BUSTH Community Members share Inspiration during Women’s History Month

The following is an excerpt from the article “The Women who Inspire Us” featuring Martin Luther King, Jr. Professor of Religion and Black Studies Emilie M. Townes and STM student Greta Gaffin (’23,’26), published on March 16, 2025 by BU Today. 


Each March, the nation celebrates Women’s History Month, honoring the vital role of women in American history. The theme for this year’s observance is “Moving Forward Together! Women Educating & Inspiring Generations,” and to acknowledge the enduring legacy of women, BU Today invited members of the BU community to write short essays about the women who have inspired them.


Katie Geneva Cannon moved from icon to mentor to colleague to friend in the years I knew her, before she died far too soon, in 2018. For young Black women like me in the late 1970s and 1980s, who were entering seminaries and did not have very many role models that looked like us, Cannon, the first Black woman to be ordained in the Presbyterian Church US and one of the key figures who founded the academic discipline now known as Womanist Ethics and Theology, was someone I and others could hold onto as we were making our way through master’s programs and, eventually, doctoral programs.

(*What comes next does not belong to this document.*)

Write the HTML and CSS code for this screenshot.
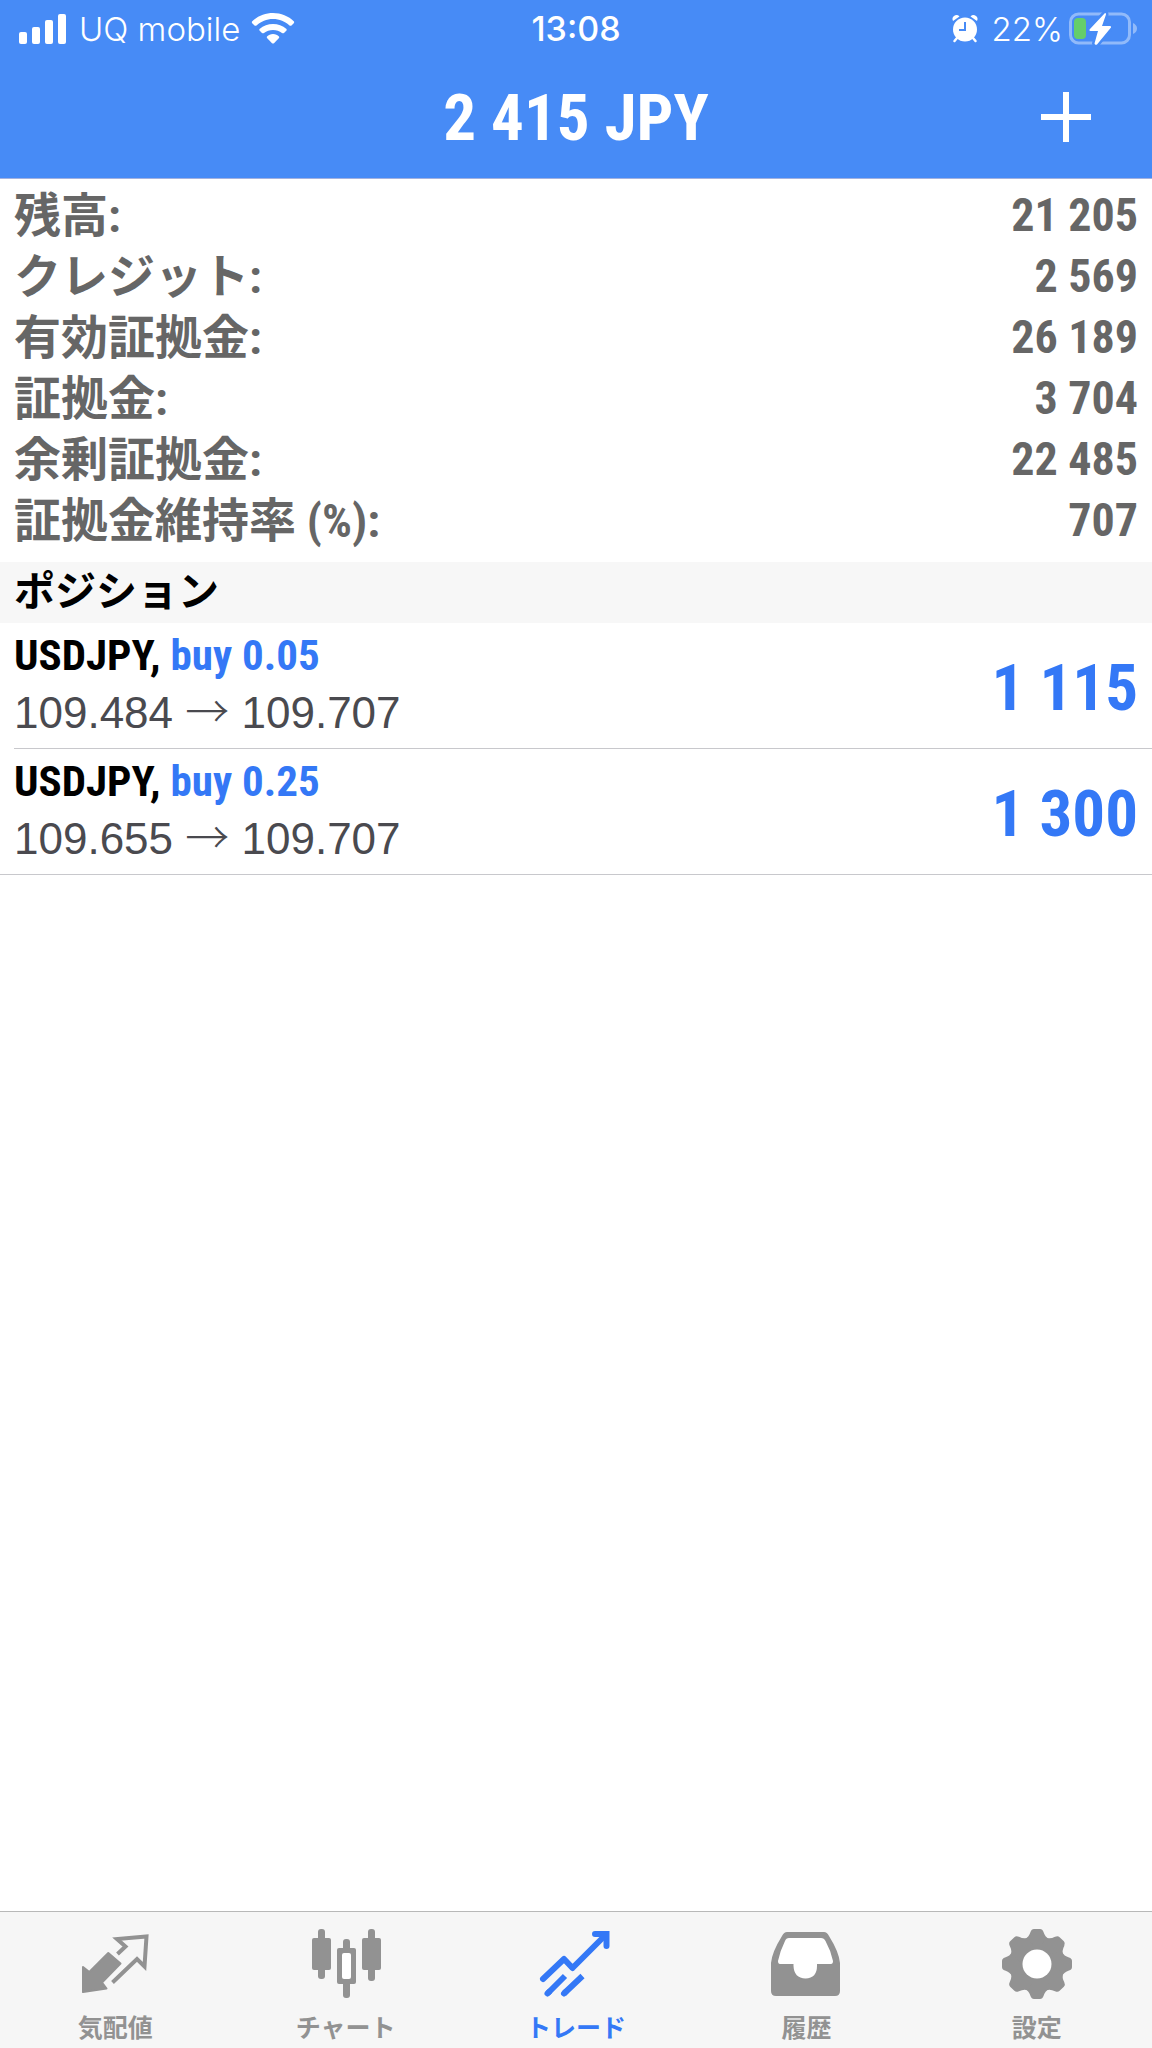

Cannon had a way of inviting you to join her as she looked beyond your affect and words to probe your inner life and invite your ideas and hopes to see the light of day. It is impossible to say how many lives she touched in this way. But she gave us a model for what mentoring can and should look like and the importance of passing it along to the generations a-coming.

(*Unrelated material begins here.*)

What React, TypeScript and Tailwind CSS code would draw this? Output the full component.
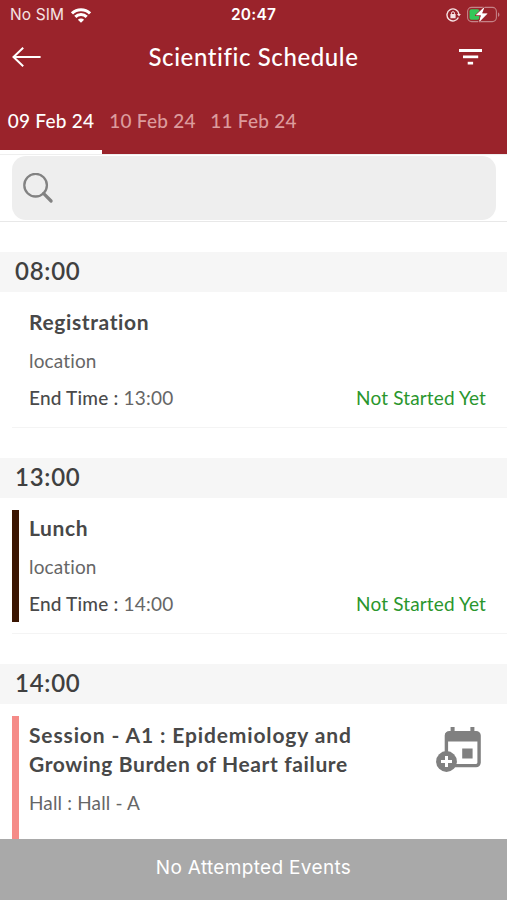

Emilie M. Townes, Martin Luther King, Jr., Professor of Religion and Black Studies, School of Theology


Katheryn Darr, Harrell F. Beck Professor of Hebrew Scripture at BU’s Shool of Theology, is an amazingly knowledgeable professor about the Hebrew Bible, but what makes her inspiring to me is not just her knowledge, but that she got where she is in an extremely male-dominated field. A woman getting a professorship in Biblical studies at a prominent school of theology in the 1980s was no mean feat.

When I came to STH everyone warned us first years about how tough her class was, and it was true. But we learned a lot. I appreciate a female professor who will keep high expectations when so often female faculty are expected to be soft and easy. What I also appreciated was that she was quick to stand up for women in the Bible. One of the things I most remember was her telling us that the “temple prostitutes” in Hosea were a metaphor for Israel’s idolatry, and that we should ignore scholarship that acted like this was real.